Product feedback is the subset of customer feedback that refers to a physical or digital product a customer purchased, used, returned, or rated. It lives on Amazon, Walmart, Best Buy, Costco, Lowe's, Target, Home Depot, and Bazaarvoice-syndicated retailer pages; inside Zendesk, Intercom, and Gorgias tickets; on return reasons logged in Loop Returns or Narvar; and in surveys run through Typeform, SurveyMonkey, and Qualtrics. The content varies — a one-line star review, a 600-word tear-down, a photo, a warranty claim — but the subject is always a product.

The distinction matters because most feedback tools store input against a customer, ticket, or brand. For consumer brands that sell thousands of SKUs across dozens of retailers, the only useful grouping is per-product. Two air fryers from the same manufacturer can carry opposite feedback patterns; rolling them up to the brand erases the signal that matters.

Why it matters

Consumer brands make product decisions — not service decisions. A product team fixing a basket warping defect on an air fryer needs every review, ticket, and return reason about that basket, on that SKU, across every retailer. A brand team writing a product page needs to know which features customers praise on this model versus the prior generation. A QA team investigating a firmware regression needs feedback from the exact build it shipped.

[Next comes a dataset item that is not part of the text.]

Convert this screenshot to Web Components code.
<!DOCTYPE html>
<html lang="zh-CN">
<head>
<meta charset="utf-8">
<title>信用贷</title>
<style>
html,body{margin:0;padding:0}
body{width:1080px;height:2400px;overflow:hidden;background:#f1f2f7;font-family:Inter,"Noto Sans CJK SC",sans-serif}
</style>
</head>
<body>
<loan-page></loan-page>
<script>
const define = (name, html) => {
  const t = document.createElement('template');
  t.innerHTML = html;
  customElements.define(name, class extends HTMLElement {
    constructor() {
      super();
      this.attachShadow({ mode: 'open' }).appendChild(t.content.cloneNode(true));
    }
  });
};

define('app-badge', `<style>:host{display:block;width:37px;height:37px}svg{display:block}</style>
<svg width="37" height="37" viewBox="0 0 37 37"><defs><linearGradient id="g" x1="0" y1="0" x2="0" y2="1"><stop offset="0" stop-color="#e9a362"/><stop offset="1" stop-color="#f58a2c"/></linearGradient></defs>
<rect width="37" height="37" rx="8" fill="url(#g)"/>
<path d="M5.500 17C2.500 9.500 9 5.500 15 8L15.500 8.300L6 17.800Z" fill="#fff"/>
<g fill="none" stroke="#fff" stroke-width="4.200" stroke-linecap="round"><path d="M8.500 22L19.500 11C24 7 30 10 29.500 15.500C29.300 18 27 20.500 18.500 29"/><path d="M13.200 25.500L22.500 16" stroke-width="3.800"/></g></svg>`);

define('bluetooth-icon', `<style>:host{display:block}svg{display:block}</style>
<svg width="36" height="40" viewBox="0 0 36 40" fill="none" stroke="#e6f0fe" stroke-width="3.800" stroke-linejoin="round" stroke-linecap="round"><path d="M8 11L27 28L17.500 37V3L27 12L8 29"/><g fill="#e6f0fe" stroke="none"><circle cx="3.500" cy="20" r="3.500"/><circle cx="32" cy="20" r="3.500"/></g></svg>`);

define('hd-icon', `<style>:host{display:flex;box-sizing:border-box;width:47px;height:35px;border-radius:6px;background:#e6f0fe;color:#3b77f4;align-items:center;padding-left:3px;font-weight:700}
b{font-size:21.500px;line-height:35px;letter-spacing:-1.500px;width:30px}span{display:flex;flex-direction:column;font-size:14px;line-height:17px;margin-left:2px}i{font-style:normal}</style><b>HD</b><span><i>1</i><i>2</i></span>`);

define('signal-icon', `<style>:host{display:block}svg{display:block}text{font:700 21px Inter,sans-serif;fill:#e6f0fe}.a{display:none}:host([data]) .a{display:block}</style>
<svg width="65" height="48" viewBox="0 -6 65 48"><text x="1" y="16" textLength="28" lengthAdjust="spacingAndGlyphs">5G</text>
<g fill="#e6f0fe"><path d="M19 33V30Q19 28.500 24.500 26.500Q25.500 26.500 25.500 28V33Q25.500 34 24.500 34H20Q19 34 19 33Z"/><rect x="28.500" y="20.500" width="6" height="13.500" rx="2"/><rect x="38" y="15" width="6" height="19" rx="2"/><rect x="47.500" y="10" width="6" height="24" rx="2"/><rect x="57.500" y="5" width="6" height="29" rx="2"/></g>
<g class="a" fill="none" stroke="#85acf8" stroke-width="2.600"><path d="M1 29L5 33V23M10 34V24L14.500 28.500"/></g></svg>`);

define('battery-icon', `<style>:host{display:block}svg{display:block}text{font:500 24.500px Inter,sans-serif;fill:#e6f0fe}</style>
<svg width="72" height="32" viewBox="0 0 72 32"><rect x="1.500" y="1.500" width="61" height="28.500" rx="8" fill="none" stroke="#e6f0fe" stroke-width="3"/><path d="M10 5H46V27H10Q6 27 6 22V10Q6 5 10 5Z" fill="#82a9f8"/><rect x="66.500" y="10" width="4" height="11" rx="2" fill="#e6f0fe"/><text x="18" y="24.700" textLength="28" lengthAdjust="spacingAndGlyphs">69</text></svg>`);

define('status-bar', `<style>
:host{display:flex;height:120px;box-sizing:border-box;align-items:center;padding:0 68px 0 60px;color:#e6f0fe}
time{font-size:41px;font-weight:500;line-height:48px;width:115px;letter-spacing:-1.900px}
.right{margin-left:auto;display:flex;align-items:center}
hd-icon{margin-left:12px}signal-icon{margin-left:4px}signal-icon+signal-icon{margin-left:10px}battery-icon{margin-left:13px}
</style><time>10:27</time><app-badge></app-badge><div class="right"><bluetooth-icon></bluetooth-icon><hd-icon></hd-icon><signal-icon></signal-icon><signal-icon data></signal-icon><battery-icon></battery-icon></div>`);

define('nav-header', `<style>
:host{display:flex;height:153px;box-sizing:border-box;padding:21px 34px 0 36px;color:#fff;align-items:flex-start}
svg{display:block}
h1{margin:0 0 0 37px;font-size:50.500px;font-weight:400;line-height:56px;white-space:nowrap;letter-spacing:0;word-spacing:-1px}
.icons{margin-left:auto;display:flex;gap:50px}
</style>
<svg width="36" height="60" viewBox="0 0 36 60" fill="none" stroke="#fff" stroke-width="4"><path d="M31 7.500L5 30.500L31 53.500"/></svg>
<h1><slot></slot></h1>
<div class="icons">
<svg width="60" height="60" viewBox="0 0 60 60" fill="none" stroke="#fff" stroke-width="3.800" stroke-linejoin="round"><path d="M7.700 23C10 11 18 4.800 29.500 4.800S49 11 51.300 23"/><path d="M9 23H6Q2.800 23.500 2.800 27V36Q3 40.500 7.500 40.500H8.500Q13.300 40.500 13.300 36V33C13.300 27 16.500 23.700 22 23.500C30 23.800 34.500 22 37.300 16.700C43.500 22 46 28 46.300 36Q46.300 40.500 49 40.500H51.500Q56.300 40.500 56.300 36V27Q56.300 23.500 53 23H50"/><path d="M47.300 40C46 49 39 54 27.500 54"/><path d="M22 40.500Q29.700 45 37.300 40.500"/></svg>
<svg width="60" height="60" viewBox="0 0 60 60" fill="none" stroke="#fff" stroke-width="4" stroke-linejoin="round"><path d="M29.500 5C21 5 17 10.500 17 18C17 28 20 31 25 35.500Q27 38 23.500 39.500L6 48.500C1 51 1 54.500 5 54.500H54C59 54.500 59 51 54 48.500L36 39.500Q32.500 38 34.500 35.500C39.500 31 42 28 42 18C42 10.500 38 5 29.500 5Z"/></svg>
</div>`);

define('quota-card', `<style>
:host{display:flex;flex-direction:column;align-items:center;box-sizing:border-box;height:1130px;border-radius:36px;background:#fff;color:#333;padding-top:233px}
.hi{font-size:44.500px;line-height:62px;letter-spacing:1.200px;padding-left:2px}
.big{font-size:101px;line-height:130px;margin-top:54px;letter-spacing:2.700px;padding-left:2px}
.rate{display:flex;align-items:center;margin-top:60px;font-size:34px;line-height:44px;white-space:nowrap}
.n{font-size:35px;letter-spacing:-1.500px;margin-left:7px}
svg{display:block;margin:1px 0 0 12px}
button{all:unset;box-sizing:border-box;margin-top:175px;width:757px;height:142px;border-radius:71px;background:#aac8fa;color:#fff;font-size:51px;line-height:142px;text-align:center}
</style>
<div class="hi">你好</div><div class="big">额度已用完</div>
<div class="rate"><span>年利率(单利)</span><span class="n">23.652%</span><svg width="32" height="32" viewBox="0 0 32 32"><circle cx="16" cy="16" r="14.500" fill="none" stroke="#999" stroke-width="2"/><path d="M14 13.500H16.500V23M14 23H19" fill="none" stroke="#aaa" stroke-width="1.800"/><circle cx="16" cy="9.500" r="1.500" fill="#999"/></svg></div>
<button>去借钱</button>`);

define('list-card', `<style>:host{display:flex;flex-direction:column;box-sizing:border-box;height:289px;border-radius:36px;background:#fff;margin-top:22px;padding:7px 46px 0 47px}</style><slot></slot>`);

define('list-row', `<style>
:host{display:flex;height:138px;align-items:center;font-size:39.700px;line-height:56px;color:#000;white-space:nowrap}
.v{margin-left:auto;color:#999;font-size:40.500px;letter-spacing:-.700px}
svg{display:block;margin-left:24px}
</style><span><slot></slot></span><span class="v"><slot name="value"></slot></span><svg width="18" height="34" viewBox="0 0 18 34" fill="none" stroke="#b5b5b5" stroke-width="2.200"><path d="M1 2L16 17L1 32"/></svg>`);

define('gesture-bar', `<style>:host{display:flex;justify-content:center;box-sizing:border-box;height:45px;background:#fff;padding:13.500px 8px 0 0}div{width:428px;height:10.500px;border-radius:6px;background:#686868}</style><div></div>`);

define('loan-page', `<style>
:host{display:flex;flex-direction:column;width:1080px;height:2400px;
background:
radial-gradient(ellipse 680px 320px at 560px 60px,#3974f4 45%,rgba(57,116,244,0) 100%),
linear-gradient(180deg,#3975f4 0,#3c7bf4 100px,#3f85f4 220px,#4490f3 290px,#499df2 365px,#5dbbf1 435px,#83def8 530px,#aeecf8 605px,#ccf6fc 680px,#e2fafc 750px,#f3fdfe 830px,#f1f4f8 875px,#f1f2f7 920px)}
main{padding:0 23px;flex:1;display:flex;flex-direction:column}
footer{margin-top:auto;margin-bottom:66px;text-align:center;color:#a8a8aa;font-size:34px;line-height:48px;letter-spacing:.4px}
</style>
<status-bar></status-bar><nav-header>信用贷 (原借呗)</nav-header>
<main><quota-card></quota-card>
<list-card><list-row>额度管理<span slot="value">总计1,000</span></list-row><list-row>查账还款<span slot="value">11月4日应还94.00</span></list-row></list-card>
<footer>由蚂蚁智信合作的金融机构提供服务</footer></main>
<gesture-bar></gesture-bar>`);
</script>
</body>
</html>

None of that is possible without resolving feedback to the product level. When a brand treats feedback as a ticket queue or a brand-level sentiment score, the cost shows up in slow defect detection, in product pages that miss the winning features, and in warranty data arriving months after the signal was already public. Treating product feedback as a first-class record type — with its own identifier resolution, its own taxonomy, and its own per-SKU metrics — is the structural fix.

Example

A small-appliance brand sells a single coffee maker model across Amazon, Walmart, Best Buy, and Costco. Each retailer uses a different identifier — ASIN B0X1234, Walmart Item ID 558732, Best Buy SKU 6541234, Costco Item 1234567 — and Bazaarvoice syndicates reviews across several of those pages. A support team using Zendesk logs tickets by ticket ID with no product field. A survey sent through Typeform after a warranty claim captures Model# in a free-text field. Under a product-feedback discipline, Indellia's SKU Agent resolves all of those identifiers into one canonical product, deduplicates Bazaarvoice syndication, and groups every record — 1,840 reviews, 412 tickets, 58 return reasons, 94 survey responses — into a single product view the product manager can actually work from. The theme "water reservoir leaks after week two" surfaces across all four retail sources and the ticket queue; the product manager has evidence from 2,404 records before any single channel would have made the case on its own.